I just completed my first week of HRM training. On this particular model, it can set up training programs for you. You can tell it you want to improve your fitness, or lose weight, or another one, and it will create a week-by-week program to help you achieve this goal. For my first week it had me complete the following goals:
  1. Work out for 4:45 (4 hours 45 mins)
  2. Spend 2:15 in HR zone 1, and 2:30 in zone 2, where zone 1 = 60-70% max, and zone 2 = 70-80% max
  3. Burn 2650 calories
That is alot of hours. Almost 5 hours. In a week. A single week. I'm lucky if I can do maybe 2:15 of cardio in a week (I decided to make it all cardio since there is alot of standing around with weights, and also cuz I'm prone to injury with weights, and for what I'm about to say too). I decided upon my first trip to the gym that I would do it in 4 1:15 sessions so that I wouldn't have to get there 5+ days in the week, which is a huge stretch for Ms. AnyExcuseToSkipTheGym.

Here's the great part. The really great part. Ready for it? It is literally impossible to complete all 3 of those goals without doing additional work. After the first session I was about 100 cals behind what I needed to burn for that session to complete the week successfully. Why is that? Why, because I can only train in zones 1 and 2! No zone 3 for me (80-90% max), which apparently is what I usually do when I go to the gym. I just completed that week today, and I did 1:15 the first 2 sessions, 1:18 the 3rd, and 1:35 today, the 4th. I miscalculated the # of cals needed per session and ended up 70 cals over the target! Oops. So I completed the overall time, the time per zone, and thanks to even more time, the cals burned. I feel really proud of that.
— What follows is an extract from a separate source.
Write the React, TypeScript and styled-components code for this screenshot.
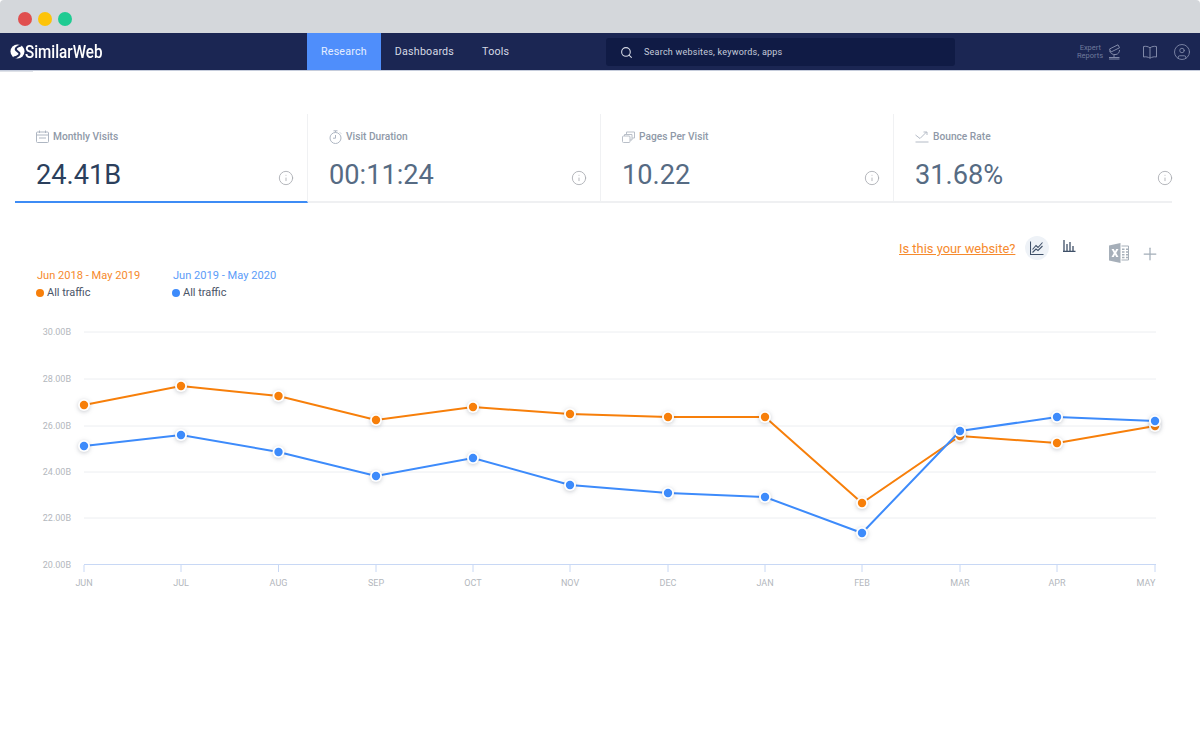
import React from 'react';
import styled, { createGlobalStyle } from 'styled-components';
import { CircleUser, Info, Plus, Search } from 'lucide-react';

const GlobalStyle = createGlobalStyle`
    html, body {
        margin: 0;
        background: #fff;
        overflow: hidden;
    }
    * {
        box-sizing: border-box;
    }
    body {
        font-family: Roboto, "Liberation Sans", sans-serif;
    }
`;

const Page = styled.div`
    width: 1200px;
    height: 730px;
    overflow: hidden;
`;

const WindowBar = styled.div`
    display: flex;
    align-items: center;
    gap: 6px;
    height: 33px;
    padding: 5px 0 0 18px;
    background: #d4d7db;
    border-radius: 4px 4px 0 0;
`;

const Light = styled.span<{ $color: string }>`
    width: 14px;
    height: 14px;
    border-radius: 50%;
    background: ${(p) => p.$color};
`;

const Nav = styled.nav`
    position: relative;
    display: flex;
    align-items: stretch;
    height: 38px;
    background: #1b2653;
    border-bottom: 1px solid #c6cddc;
    color: #d5d9e4;

    &::after {
        content: '';
        position: absolute;
        left: 0;
        bottom: -2px;
        width: 33px;
        height: 1px;
        background: #dfe2e8;
    }
`;

const LogoWrap = styled.div`
    display: flex;
    flex: none;
    align-items: center;
    width: 307px;
    padding-left: 10px;
`;

const LogoText = styled.span`
    display: inline-block;
    font-size: 19px;
    font-weight: 500;
    color: #fff;
    transform: scaleX(0.8);
    transform-origin: left center;
`;

const NavItem = styled.div<{ $active?: boolean }>`
    display: flex;
    align-items: center;
    justify-content: center;
    padding: 0 14px;
    font-size: 10.7px;
    letter-spacing: 0.2px;
    background: ${(p) => (p.$active ? '#4f8efb' : 'transparent')};
    color: ${(p) => (p.$active ? '#e6eeff' : '#d5d9e4')};
`;

const NavLinks = styled.div`
    display: flex;
    flex: none;
    align-items: stretch;
    width: 299px;
`;

const SearchBox = styled.div`
    display: flex;
    flex: none;
    align-items: center;
    gap: 11px;
    width: 349px;
    height: 28px;
    margin-top: 5px;
    padding-left: 14px;
    background: #101b45;
    border-radius: 3px;
    color: #c5cbdb;
    font-size: 9px;
    letter-spacing: 0.23px;
`;

const NavRight = styled.div`
    display: flex;
    flex: none;
    align-items: center;
    margin-left: 122px;
    color: #7e88a8;
`;

const ExpertLabel = styled.div`
    width: 24px;
    font-size: 7.5px;
    line-height: 8px;
    text-align: right;
    color: #6f7a9c;
    margin-right: 7px;
`;

const NavIconGap = styled.div<{ $gap: number }>`
    display: flex;
    margin-left: ${(p) => p.$gap}px;
`;

const KpiRow = styled.section`
    display: grid;
    grid-template-columns: 293px 293px 293px 278px;
    height: 89px;
    margin: 43px 0 0 15px;
`;

const KpiInfo = styled.div`
    position: absolute;
    right: 13px;
    bottom: 15px;
    display: flex;
    color: #a9acb1;
`;

const KpiTile = styled.div<{ $active?: boolean }>`
    position: relative;
    padding: 16px 0 0 21px;
    border-right: 1px solid #f0f1f3;
    border-bottom: ${(p) => (p.$active ? '2px solid #3e8cf5' : '2px solid #eff0f2')};

    &:last-child {
        border-right: none;
    }

    &:last-child ${KpiInfo} {
        right: -1px;
    }
`;

const KpiTitle = styled.div`
    display: flex;
    align-items: center;
    gap: 4px;
    height: 13px;
    font-size: 10.2px;
    font-weight: 500;
    color: #8f99a8;
    white-space: nowrap;
`;

const KpiValue = styled.div<{ $active?: boolean }>`
    margin-top: 15px;
    font-size: 27.2px;
    line-height: 34px;
    color: ${(p) => (p.$active ? '#2b3f5c' : '#566b83')};
`;

const Toolbar = styled.div`
    display: flex;
    align-items: flex-start;
    height: 31px;
    margin-top: 33px;
    padding-left: 899px;
`;

const SiteLink = styled.a`
    margin-top: 5px;
    width: 116px;
    font-size: 12.9px;
    line-height: 15px;
    color: #f68a2d;
    text-decoration: underline;
    white-space: nowrap;
`;

const ChartToggle = styled.div`
    display: flex;
    align-items: center;
    justify-content: center;
    width: 24px;
    height: 24px;
    margin-left: 10px;
    border-radius: 50%;
    background: #eef2f7;
`;

const BarToggle = styled.div`
    display: flex;
    margin: 4px 0 0 14px;
`;

const ExcelWrap = styled.div`
    display: flex;
    margin: 7px 0 0 33px;
`;

const PlusWrap = styled.div`
    display: flex;
    margin: 8px 0 0 11px;
    color: #a3adb8;
`;

const Legend = styled.div`
    display: flex;
    height: 53px;
    padding-left: 36px;
`;

const LegendGroup = styled.div`
    width: 136px;
    padding-top: 2px;
`;

const LegendRange = styled.div<{ $color: string }>`
    font-size: 11.1px;
    line-height: 14px;
    padding-left: 1px;
    color: ${(p) => p.$color};
    white-space: nowrap;
`;

const LegendItem = styled.div`
    display: flex;
    align-items: center;
    gap: 3px;
    margin-top: 3px;
    font-size: 11px;
    line-height: 14px;
    color: #4a5568;
`;

const LegendDot = styled.span<{ $color: string }>`
    width: 8px;
    height: 8px;
    border-radius: 50%;
    background: ${(p) => p.$color};
`;

const ChartSvg = styled.svg`
    display: block;
    width: 1200px;
    height: 280px;
`;

const AxisText = styled.text`
    font-family: Roboto, "Liberation Sans", sans-serif;
    font-size: 9px;
    fill: #b3b7bd;
`;

const Point = styled.g`
    filter: drop-shadow(0 1px 2px rgba(40, 50, 70, 0.25));
`;

const ORANGE = '#f77f0a';
const BLUE = '#3d8bfb';

const xs = [84, 181, 278.5, 376, 473, 570, 668, 765, 862, 960, 1057, 1155];
const months = ['JUN', 'JUL', 'AUG', 'SEP', 'OCT', 'NOV', 'DEC', 'JAN', 'FEB', 'MAR', 'APR', 'MAY'];
const orange = [405, 386, 396, 420, 407, 414, 417, 417, 503, 436, 443, 426];
const blue = [446, 435, 452, 476, 458, 485, 493, 497, 533, 431, 417, 421];
const grid = [
    { y: 332, label: '30.00B' },
    { y: 379, label: '28.00B' },
    { y: 426, label: '26.00B' },
    { y: 472, label: '24.00B' },
    { y: 518, label: '22.00B' },
];

const Logo = () => (
    <svg width="15" height="15" viewBox="0 0 15 15">
        <circle cx="7.5" cy="7.5" r="7" fill="#fff" />
        <path d="M11 1.5C7 2.5 4.5 4.5 6.5 6.5S11 9 8.5 11.5C7 13 5 13.500 3.500 13.500" fill="none" stroke="#1b2653" strokeWidth="2" />
    </svg>
);

const DishIcon = () => (
    <svg width="13" height="16" viewBox="0 0 13 16" fill="none" stroke="#8089a8" strokeWidth="1">
        <path d="M1.500 5 10 0.800l1.500 3L3 8z" />
        <path d="M1.500 6.500C2 9.500 5 11 8 10.500 10.500 10 11.500 8 11.500 6" />
        <path d="M6 10.800V13M1 13.500h10.500M1 15h10.500" />
    </svg>
);

const BookIcon = () => (
    <svg width="14" height="14" viewBox="0 0 14 14" fill="none" stroke="#8089a8" strokeWidth="1">
        <path d="M0.500 1.500C3 1 5 1.500 7 2.800 9 1.500 11 1 13.500 1.500v10.500C11 11.500 9 12 7 13.200 5 12 3 11.500 0.500 12z" />
        <path d="M7 2.800v10.400" />
    </svg>
);

const CalendarIcon = () => (
    <svg width="13" height="13" viewBox="0 0 13 13" fill="none" stroke="#aeb6c2" strokeWidth="1">
        <rect x="0.500" y="2" width="12" height="10.500" rx="1" />
        <path d="M0.500 5h12M3.500 0.500v2.500M9.500 0.500v2.500M3 8h7" />
    </svg>
);

const StopwatchIcon = () => (
    <svg width="13" height="14" viewBox="0 0 13 14" fill="none" stroke="#aeb6c2" strokeWidth="1">
        <circle cx="6.500" cy="8" r="5.500" />
        <path d="M4.500 0.800h4M6.500 1v1.500M6.500 5v3.200H4M11 2.500l1 1" />
    </svg>
);

const PagesIcon = () => (
    <svg width="13" height="12" viewBox="0 0 13 12" fill="none" stroke="#b9bfc8" strokeWidth="1">
        <rect x="0.500" y="5" width="7.500" height="6.500" rx="1" />
        <path d="M2.500 5V3.500h7.500V9H8M4.500 3.500V1h8v6H10" />
    </svg>
);

const BounceIcon = () => (
    <svg width="14" height="12" viewBox="0 0 14 12" fill="none" stroke="#b4bbc6" strokeWidth="1">
        <path d="M0.500 4 5 7.500 11.500 1M8.500 1h3.500v3M0.500 11h13" />
    </svg>
);

const LineToggleIcon = () => (
    <svg width="14" height="14" viewBox="0 0 14 14" fill="none" stroke="#3f5068" strokeWidth="1.100">
        <path d="M0.500 0.500v13h13" />
        <path d="M2.500 8.500 6 4.500 8 6.500 12.500 1.500M2.500 11.500 6 8 8 9.500 12.500 5" />
    </svg>
);

const BarToggleIcon = () => (
    <svg width="13" height="12" viewBox="0 0 13 12" fill="none" stroke="#3f5068" strokeWidth="1.300">
        <path d="M1 0v11M12.500 11.300H0M4 4v7M7 2v9M10 6v5" />
    </svg>
);

const ExcelIcon = () => (
    <svg width="20" height="20" viewBox="0 0 20 20">
        <path d="M0 2.500 11.500 0v20L0 17.500z" fill="#a6afb9" />
        <path d="M2.500 6h2.300l1.200 2.400L7.200 6h2.300L7.200 10l2.300 4H7.200L6 11.600 4.800 14H2.500l2.300-4z" fill="#fff" />
        <path d="M12.500 3h7v14h-7" fill="none" stroke="#a6afb9" />
        <path d="M13 6.200h2.500M13 9h2.500M13 11.800h2.500M13 14.500h2.500M17 6.200h2M17 9h2M17 11.800h2M17 14.500h2" stroke="#a6afb9" strokeWidth="1.500" />
    </svg>
);

const linePoints = (ys: number[]) => ys.map((y, i) => `${xs[i]},${y - 320}`).join(' ');

const Series = ({ ys, color }: { ys: number[]; color: string }) => (
    <>
        <polyline points={linePoints(ys)} fill="none" stroke={color} strokeWidth="2" />
        {ys.map((y, i) => (
            <Point key={i}>
                <circle cx={xs[i]} cy={y - 320} r="6" fill="#fff" />
                <circle cx={xs[i]} cy={y - 320} r="4.200" fill={color} />
            </Point>
        ))}
    </>
);

const kpis = [
    { title: 'Monthly Visits', value: '24.41B', icon: <CalendarIcon />, active: true },
    { title: 'Visit Duration', value: '00:11:24', icon: <StopwatchIcon /> },
    { title: 'Pages Per Visit', value: '10.22', icon: <PagesIcon /> },
    { title: 'Bounce Rate', value: '31.68%', icon: <BounceIcon /> },
];

const App = () => {
    return (
        <Page>
            <GlobalStyle />
            <WindowBar>
                <Light $color="#e04f4f" />
                <Light $color="#fdc40a" />
                <Light $color="#1fcb92" />
            </WindowBar>
            <Nav>
                <LogoWrap>
                    <Logo />
                    <LogoText>SimilarWeb</LogoText>
                </LogoWrap>
                <NavLinks>
                    <NavItem $active>Research</NavItem>
                    <NavItem>Dashboards</NavItem>
                    <NavItem>Tools</NavItem>
                </NavLinks>
                <SearchBox>
                    <Search size={13} color="#d5d9e4" />
                    Search websites, keywords, apps
                </SearchBox>
                <NavRight>
                    <ExpertLabel>Expert Reports</ExpertLabel>
                    <DishIcon />
                    <NavIconGap $gap={22}>
                        <BookIcon />
                    </NavIconGap>
                    <NavIconGap $gap={16}>
                        <CircleUser size={18} strokeWidth={1.200} color="#8089a8" />
                    </NavIconGap>
                </NavRight>
            </Nav>
            <KpiRow>
                {kpis.map((kpi) => (
                    <KpiTile key={kpi.title} $active={kpi.active}>
                        <KpiTitle>
                            {kpi.icon}
                            {kpi.title}
                        </KpiTitle>
                        <KpiValue $active={kpi.active}>{kpi.value}</KpiValue>
                        <KpiInfo>
                            <Info size={16} strokeWidth={1.300} />
                        </KpiInfo>
                    </KpiTile>
                ))}
            </KpiRow>
            <Toolbar>
                <SiteLink>Is this your website?</SiteLink>
                <ChartToggle>
                    <LineToggleIcon />
                </ChartToggle>
                <BarToggle>
                    <BarToggleIcon />
                </BarToggle>
                <ExcelWrap>
                    <ExcelIcon />
                </ExcelWrap>
                <PlusWrap>
                    <Plus size={20} strokeWidth={1.500} />
                </PlusWrap>
            </Toolbar>
            <Legend>
                <LegendGroup>
                    <LegendRange $color="#f68a2d">Jun 2018 - May 2019</LegendRange>
                    <LegendItem>
                        <LegendDot $color={ORANGE} />
                        All traffic
                    </LegendItem>
                </LegendGroup>
                <LegendGroup>
                    <LegendRange $color="#5b9cf8">Jun 2019 - May 2020</LegendRange>
                    <LegendItem>
                        <LegendDot $color={BLUE} />
                        All traffic
                    </LegendItem>
                </LegendGroup>
            </Legend>
            <ChartSvg viewBox="0 0 1200 280">
                {grid.map((g) => (
                    <g key={g.y}>
                        <line x1="84" x2="1156" y1={g.y - 320} y2={g.y - 320} stroke="#eceef1" />
                        <AxisText x="71" y={g.y - 317} textAnchor="end">
                            {g.label}
                        </AxisText>
                    </g>
                ))}
                <AxisText x="71" y="248" textAnchor="end">
                    20.00B
                </AxisText>
                <line x1="84" x2="1156" y1="244.500" y2="244.500" stroke="#c8d8f5" />
                {xs.map((x, i) => (
                    <g key={x}>
                        <line x1={x} x2={x} y1="245" y2="252" stroke="#c8d8f5" />
                        <AxisText x={i === 11 ? x - 9 : x} y="266" textAnchor="middle">
                            {months[i]}
                        </AxisText>
                    </g>
                ))}
                <Series ys={orange} color={ORANGE} />
                <Series ys={blue} color={BLUE} />
            </ChartSvg>
        </Page>
    );
};

export default App;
After the first workout, I thought the HRM was crazy. As in, this workout was way WAAAAY too easy, I'm wasting my time. A whole lot of it, too. After the 2nd I thought it was just ok. After the 3rd, I was sore all over. And now, after the 4th, I think this HRM knows something that I don't know. Something to do with more time put in, and less effort. Which kind of directly conflicts with the whole HIIT theory. But I've tried HIIT. Guess what? It earned me nothing. I sweat, I felt like I did a good job, but no soreness after. And no weight lost. So maybe there's something to this slow and low thing. I figured I'd give the HRM at least a month to prove its point to me. And hey, I lost 1 lb of my 2.2 lbs of the year in this last week. So...HRM, you win! At midnight it will tell me this week's program. I only hope it doesn't increase the amount of time needed...

My legs seriously hurt. Calves are not strained feeling, but very, very stiff. Whole leg hurts. Youch. With soreness, though, not pain pain. About 15 mins into my zone 1 workout I was feeling the burn. Felt it even more after about 25 mins into zone 2. Hard stuff! Hard stuff parading around as cake.

So, I'm 4 visits for February. Total: 11/150 for 2009. And if the HRM keeps training me, I'm gonna hit that 150 goal in no time. Heck, I'll probably even hit that 20 lb goal no problem. So far that HRM was worth the $200.

2 comments:

Alice said...

Wow! Sounds like the HRM is good at keeping you on track, and it measures your progress and stuff. It's does more things than I thought it does (which is only measure your heart rate).

Do you keep this on only when you're awake or only when you work out?

Kym said...

Yeah the HRM is awesome :D I feel like I'm letting down a trainer if I don't meet the goals it sets for me.

I keep it on only when I work out, so it's kind of different from the Bodybugg, which you wear all day and it tracks your calorie expenditure all day long. But with that you have to log your calories you've eaten - then you have your answer as to if you've expended more than you consumed for the day. With HRM I know how many cals I burned in my workout though.